5 Tips to Build a Portfolio Using Index Funds

1. Define Your Investment Goals and Time Horizon

Before building any portfolio, it's essential to identify your investment goals. Are you saving for retirement, a down payment on a home, or just aiming to grow wealth over time? Your goal will determine your risk tolerance and how aggressive or conservative your asset allocation should be. For example, someone investing for retirement 30 years from now can take on more risk than someone who plans to use the funds in five years.

Your time horizon also influences the type of index funds you choose. Longer time horizons typically favor stock-heavy portfolios because they offer higher long-term returns despite short-term volatility. If your goal is closer, you may want to include more bond or conservative index funds to protect against market downturns. Being clear on your timeline and objectives provides a strong foundation for the rest of your investment decisions.

2. Diversify Across Asset Classes

One of the key advantages of index funds is their built-in diversification, but to build a well-rounded portfolio, you still need to diversify across asset classes. This means spreading your investments among different types of index funds—such as U.S. stocks, international stocks, and bonds.
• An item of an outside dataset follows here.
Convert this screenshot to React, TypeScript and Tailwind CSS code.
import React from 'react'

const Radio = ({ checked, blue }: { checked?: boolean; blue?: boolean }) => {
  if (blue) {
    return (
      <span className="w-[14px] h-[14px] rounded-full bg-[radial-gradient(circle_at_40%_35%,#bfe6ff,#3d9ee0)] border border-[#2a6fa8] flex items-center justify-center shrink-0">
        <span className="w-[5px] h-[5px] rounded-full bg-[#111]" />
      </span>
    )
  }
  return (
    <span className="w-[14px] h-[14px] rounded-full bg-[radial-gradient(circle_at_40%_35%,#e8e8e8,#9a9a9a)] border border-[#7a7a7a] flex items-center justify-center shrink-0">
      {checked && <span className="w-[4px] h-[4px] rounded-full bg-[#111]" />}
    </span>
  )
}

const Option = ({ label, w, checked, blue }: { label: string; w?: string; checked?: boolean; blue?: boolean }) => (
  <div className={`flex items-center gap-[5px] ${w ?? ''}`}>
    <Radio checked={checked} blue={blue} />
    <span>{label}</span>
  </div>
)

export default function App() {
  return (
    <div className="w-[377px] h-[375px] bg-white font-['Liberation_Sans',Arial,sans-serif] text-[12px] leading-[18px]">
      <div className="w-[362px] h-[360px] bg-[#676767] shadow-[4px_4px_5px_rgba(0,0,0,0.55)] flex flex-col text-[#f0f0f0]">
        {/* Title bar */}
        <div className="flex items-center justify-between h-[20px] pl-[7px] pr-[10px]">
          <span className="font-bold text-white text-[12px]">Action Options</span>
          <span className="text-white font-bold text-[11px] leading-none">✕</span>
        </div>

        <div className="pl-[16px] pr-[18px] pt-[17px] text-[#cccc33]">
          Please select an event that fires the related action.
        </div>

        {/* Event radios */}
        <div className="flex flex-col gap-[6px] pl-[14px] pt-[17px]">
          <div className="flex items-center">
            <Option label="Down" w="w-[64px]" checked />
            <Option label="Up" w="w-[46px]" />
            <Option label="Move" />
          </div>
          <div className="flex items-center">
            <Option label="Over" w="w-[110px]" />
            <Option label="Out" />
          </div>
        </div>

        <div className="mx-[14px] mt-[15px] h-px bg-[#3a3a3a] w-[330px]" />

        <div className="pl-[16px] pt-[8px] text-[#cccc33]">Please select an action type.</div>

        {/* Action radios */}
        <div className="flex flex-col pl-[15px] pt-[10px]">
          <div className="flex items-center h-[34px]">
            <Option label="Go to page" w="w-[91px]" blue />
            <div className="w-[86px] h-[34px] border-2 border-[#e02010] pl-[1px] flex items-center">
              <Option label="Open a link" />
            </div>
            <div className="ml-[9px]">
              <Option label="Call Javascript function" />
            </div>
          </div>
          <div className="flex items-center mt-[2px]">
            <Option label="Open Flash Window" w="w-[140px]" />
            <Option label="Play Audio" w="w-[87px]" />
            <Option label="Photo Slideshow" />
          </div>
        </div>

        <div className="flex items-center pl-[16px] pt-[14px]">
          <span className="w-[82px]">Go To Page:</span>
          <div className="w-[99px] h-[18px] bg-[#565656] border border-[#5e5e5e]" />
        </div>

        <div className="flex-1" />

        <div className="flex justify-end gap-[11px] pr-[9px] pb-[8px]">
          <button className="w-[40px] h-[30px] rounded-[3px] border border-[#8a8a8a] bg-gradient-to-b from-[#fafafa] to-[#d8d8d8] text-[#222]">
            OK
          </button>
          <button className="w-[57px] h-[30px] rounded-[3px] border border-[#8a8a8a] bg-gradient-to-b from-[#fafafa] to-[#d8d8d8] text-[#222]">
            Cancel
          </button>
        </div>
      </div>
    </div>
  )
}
Each asset class responds differently to market conditions, which helps reduce overall portfolio risk.

For example, when the U.S. stock market is down, international stocks or bond index funds might perform better, balancing your returns. A simple diversified portfolio might include a total U.S. stock market index fund, an international stock index fund, and a bond market index fund. This mix can help smooth out your investment journey and protect your wealth during economic downturns.

3. Keep Costs Low with Low-Expense Ratio Funds

One of the main reasons investors turn to index funds is their low cost, but not all index funds are created equal when it comes to fees. The expense ratio—a small annual fee taken out of your investment—can significantly impact your long-term returns. Even a difference of 0.10% can add up to thousands of dollars over decades of investing.
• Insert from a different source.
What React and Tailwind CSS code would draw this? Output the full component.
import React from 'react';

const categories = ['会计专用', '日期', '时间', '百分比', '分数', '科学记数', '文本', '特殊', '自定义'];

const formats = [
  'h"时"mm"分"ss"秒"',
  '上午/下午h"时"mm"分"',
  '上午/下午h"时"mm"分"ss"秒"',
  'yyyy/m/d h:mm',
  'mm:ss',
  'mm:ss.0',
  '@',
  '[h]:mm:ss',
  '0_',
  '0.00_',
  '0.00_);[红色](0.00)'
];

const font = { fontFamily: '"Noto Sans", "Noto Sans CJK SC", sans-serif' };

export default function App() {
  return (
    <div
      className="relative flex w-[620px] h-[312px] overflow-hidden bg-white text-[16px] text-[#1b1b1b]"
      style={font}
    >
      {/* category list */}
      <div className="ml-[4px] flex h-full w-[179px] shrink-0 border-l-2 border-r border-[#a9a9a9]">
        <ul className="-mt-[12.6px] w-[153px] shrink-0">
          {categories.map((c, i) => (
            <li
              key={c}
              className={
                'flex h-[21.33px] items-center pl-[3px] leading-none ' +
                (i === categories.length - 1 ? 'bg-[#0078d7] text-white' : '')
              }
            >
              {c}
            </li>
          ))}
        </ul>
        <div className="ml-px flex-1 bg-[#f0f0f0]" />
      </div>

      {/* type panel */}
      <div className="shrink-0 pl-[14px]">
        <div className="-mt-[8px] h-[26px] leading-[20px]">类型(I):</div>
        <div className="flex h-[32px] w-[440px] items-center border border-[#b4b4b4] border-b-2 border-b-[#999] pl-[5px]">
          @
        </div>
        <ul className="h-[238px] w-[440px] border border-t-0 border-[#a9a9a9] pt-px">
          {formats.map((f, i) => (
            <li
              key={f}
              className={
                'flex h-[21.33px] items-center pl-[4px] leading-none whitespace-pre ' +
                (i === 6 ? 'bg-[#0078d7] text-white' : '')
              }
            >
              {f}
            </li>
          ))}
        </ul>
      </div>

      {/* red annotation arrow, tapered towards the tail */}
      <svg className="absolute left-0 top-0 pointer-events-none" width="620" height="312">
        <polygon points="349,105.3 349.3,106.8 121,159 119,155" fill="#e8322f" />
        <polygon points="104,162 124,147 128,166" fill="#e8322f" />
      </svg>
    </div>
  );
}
Stick with well-known fund providers like Vanguard, Fidelity, or Schwab, which offer index funds with some of the lowest expense ratios in the industry. By minimizing fees, you keep more of your money working for you, compounding over time. This is especially important for beginner investors who may be starting with smaller amounts of capital but still want maximum efficiency.

4. Automate Your Contributions

Consistency is more important than trying to time the market, and automation can help you stick to your investment plan. Set up automatic contributions from your paycheck or bank account into your brokerage or retirement account. This strategy, known as dollar-cost averaging, allows you to invest a fixed amount regularly, regardless of market conditions.

Automating your investments also removes the emotional aspect of investing—no second-guessing or trying to predict market highs and lows. It encourages discipline, builds good habits, and ensures you continue growing your portfolio over time. Plus, it's a set-it-and-forget-it strategy that works especially well with index fund investing, which is inherently low-maintenance.

5. Rebalance Your Portfolio Periodically

As the market moves, the value of your index funds will fluctuate, causing your original asset allocation to shift. For example, if your stock funds outperform your bond funds, your portfolio may become more aggressive than you intended. Rebalancing involves adjusting your portfolio to bring it back in line with your target allocation.

You don’t need to rebalance constantly—once or twice a year is typically enough. Some brokerage platforms even offer automatic rebalancing tools. Regular rebalancing helps manage risk and keeps your investment strategy aligned with your goals. It ensures you’re not taking on more risk than you’re comfortable with, especially as you get closer to reaching your financial objectives.